== Your objective ==
Determine which lines contain the word "this", then copy those lines.

== Material to process ==
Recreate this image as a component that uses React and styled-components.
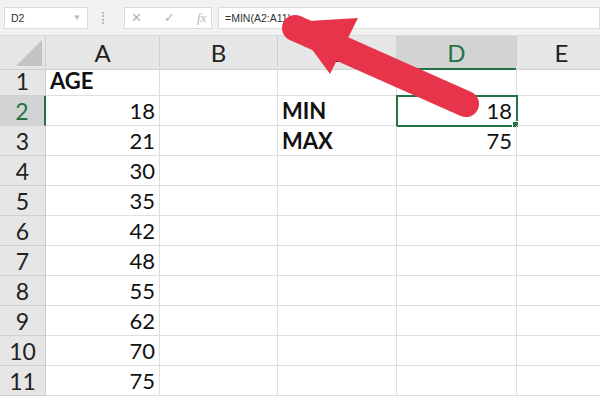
---
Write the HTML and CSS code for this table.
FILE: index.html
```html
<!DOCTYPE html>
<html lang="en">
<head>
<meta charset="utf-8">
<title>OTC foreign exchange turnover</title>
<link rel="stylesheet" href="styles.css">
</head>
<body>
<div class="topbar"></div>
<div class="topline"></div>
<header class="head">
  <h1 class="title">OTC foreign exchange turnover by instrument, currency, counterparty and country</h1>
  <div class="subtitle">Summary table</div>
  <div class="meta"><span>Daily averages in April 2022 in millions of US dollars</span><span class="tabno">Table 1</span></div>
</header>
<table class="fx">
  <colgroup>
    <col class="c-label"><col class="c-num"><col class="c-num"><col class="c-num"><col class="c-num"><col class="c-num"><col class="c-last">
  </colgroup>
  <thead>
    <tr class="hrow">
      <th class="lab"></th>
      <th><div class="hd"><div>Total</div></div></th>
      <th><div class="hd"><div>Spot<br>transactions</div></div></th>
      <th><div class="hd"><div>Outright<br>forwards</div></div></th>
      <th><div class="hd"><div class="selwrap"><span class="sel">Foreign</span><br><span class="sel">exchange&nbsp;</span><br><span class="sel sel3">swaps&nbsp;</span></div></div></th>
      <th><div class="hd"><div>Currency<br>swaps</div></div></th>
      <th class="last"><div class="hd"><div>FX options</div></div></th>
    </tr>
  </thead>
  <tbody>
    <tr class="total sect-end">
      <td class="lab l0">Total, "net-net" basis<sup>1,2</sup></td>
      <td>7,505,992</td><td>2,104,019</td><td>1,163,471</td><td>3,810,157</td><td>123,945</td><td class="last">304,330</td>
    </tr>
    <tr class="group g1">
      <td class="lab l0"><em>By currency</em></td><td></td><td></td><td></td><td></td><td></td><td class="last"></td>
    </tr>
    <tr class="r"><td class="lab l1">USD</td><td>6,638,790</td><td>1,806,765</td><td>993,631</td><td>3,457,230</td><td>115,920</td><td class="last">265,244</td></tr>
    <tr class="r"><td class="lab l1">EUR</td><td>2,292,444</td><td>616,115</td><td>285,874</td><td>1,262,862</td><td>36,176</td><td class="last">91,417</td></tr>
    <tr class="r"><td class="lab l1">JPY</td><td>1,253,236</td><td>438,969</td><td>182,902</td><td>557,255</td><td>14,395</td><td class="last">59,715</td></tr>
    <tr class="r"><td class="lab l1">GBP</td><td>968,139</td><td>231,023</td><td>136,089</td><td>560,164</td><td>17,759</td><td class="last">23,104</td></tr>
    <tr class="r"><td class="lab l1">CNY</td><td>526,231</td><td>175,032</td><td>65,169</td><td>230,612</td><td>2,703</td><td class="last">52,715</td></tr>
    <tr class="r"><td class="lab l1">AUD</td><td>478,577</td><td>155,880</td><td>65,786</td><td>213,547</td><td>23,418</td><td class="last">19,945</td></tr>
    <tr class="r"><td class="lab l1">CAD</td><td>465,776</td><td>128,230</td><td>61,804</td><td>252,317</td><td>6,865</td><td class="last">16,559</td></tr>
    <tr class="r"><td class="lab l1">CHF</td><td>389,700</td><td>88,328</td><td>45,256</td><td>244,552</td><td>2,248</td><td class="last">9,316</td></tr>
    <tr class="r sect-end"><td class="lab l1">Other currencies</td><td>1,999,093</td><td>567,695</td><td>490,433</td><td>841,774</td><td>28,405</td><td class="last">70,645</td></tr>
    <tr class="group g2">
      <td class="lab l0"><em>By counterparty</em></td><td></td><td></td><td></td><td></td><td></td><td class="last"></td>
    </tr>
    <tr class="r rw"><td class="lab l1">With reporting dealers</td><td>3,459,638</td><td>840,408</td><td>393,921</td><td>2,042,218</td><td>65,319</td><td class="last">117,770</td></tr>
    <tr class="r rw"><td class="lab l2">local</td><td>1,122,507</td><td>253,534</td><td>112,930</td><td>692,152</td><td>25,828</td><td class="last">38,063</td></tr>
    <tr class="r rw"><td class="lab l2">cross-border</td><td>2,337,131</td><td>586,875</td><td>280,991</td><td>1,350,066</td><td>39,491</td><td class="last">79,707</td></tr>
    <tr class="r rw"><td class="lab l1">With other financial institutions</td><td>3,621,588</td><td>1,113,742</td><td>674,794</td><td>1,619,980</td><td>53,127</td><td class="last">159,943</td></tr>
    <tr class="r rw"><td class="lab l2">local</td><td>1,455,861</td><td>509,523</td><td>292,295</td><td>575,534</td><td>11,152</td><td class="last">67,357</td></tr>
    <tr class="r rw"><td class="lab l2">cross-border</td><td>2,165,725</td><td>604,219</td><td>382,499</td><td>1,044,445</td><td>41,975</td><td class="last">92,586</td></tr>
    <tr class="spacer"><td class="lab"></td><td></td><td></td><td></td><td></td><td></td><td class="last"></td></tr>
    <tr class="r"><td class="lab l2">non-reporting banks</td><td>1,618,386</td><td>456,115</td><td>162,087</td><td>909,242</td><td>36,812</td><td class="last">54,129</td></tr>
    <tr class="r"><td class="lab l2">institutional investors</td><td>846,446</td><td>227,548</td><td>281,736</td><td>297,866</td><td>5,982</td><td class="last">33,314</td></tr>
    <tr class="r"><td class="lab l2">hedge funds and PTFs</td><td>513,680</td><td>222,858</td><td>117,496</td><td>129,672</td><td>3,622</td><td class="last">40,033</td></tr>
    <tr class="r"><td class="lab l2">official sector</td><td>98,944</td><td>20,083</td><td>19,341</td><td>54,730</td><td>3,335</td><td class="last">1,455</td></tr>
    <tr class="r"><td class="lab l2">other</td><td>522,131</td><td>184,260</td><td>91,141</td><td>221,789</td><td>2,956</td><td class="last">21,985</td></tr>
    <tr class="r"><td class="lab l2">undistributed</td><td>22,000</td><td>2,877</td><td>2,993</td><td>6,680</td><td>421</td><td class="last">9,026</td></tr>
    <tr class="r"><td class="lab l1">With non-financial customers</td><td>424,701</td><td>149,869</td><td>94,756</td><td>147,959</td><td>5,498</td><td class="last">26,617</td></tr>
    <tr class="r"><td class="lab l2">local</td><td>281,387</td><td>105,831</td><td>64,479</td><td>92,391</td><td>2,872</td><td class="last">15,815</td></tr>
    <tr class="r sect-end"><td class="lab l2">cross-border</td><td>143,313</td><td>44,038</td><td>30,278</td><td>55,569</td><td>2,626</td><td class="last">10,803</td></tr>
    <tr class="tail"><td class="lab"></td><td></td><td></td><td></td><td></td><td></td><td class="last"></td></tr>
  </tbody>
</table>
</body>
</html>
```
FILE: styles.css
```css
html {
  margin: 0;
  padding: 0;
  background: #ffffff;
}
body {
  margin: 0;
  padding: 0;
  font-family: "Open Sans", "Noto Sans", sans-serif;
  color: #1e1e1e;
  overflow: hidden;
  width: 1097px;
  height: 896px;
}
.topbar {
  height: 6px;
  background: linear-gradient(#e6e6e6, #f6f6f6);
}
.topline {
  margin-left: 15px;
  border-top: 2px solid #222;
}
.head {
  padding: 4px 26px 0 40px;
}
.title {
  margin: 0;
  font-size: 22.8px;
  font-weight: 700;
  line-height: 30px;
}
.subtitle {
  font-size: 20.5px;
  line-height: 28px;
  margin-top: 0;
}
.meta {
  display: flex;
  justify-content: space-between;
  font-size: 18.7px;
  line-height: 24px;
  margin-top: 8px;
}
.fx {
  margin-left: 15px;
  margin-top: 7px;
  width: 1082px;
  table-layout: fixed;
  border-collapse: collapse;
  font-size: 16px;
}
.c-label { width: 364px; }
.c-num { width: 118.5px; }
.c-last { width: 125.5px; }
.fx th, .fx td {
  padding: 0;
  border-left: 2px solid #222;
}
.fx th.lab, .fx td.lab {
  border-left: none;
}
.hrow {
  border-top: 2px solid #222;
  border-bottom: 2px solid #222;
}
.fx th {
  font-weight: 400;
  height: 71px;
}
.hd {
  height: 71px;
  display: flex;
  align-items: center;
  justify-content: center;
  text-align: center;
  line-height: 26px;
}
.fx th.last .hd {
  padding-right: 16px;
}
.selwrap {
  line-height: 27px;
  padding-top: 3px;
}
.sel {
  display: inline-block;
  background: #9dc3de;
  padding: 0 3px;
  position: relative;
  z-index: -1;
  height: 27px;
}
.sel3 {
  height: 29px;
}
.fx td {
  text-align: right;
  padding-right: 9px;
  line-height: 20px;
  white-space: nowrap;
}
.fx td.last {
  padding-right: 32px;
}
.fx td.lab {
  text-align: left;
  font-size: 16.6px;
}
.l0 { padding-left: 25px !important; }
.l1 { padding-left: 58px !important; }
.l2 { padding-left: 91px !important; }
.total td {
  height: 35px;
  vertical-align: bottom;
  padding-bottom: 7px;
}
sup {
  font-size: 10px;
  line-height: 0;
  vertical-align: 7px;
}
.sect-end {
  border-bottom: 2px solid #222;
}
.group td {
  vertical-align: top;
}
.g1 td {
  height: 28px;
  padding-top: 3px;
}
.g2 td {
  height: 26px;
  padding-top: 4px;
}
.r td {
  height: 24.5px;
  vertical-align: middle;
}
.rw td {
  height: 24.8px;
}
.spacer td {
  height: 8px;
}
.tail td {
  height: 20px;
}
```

== Result ==
Recreate this image as a component that uses React and styled-components.
Write the HTML and CSS code for this table.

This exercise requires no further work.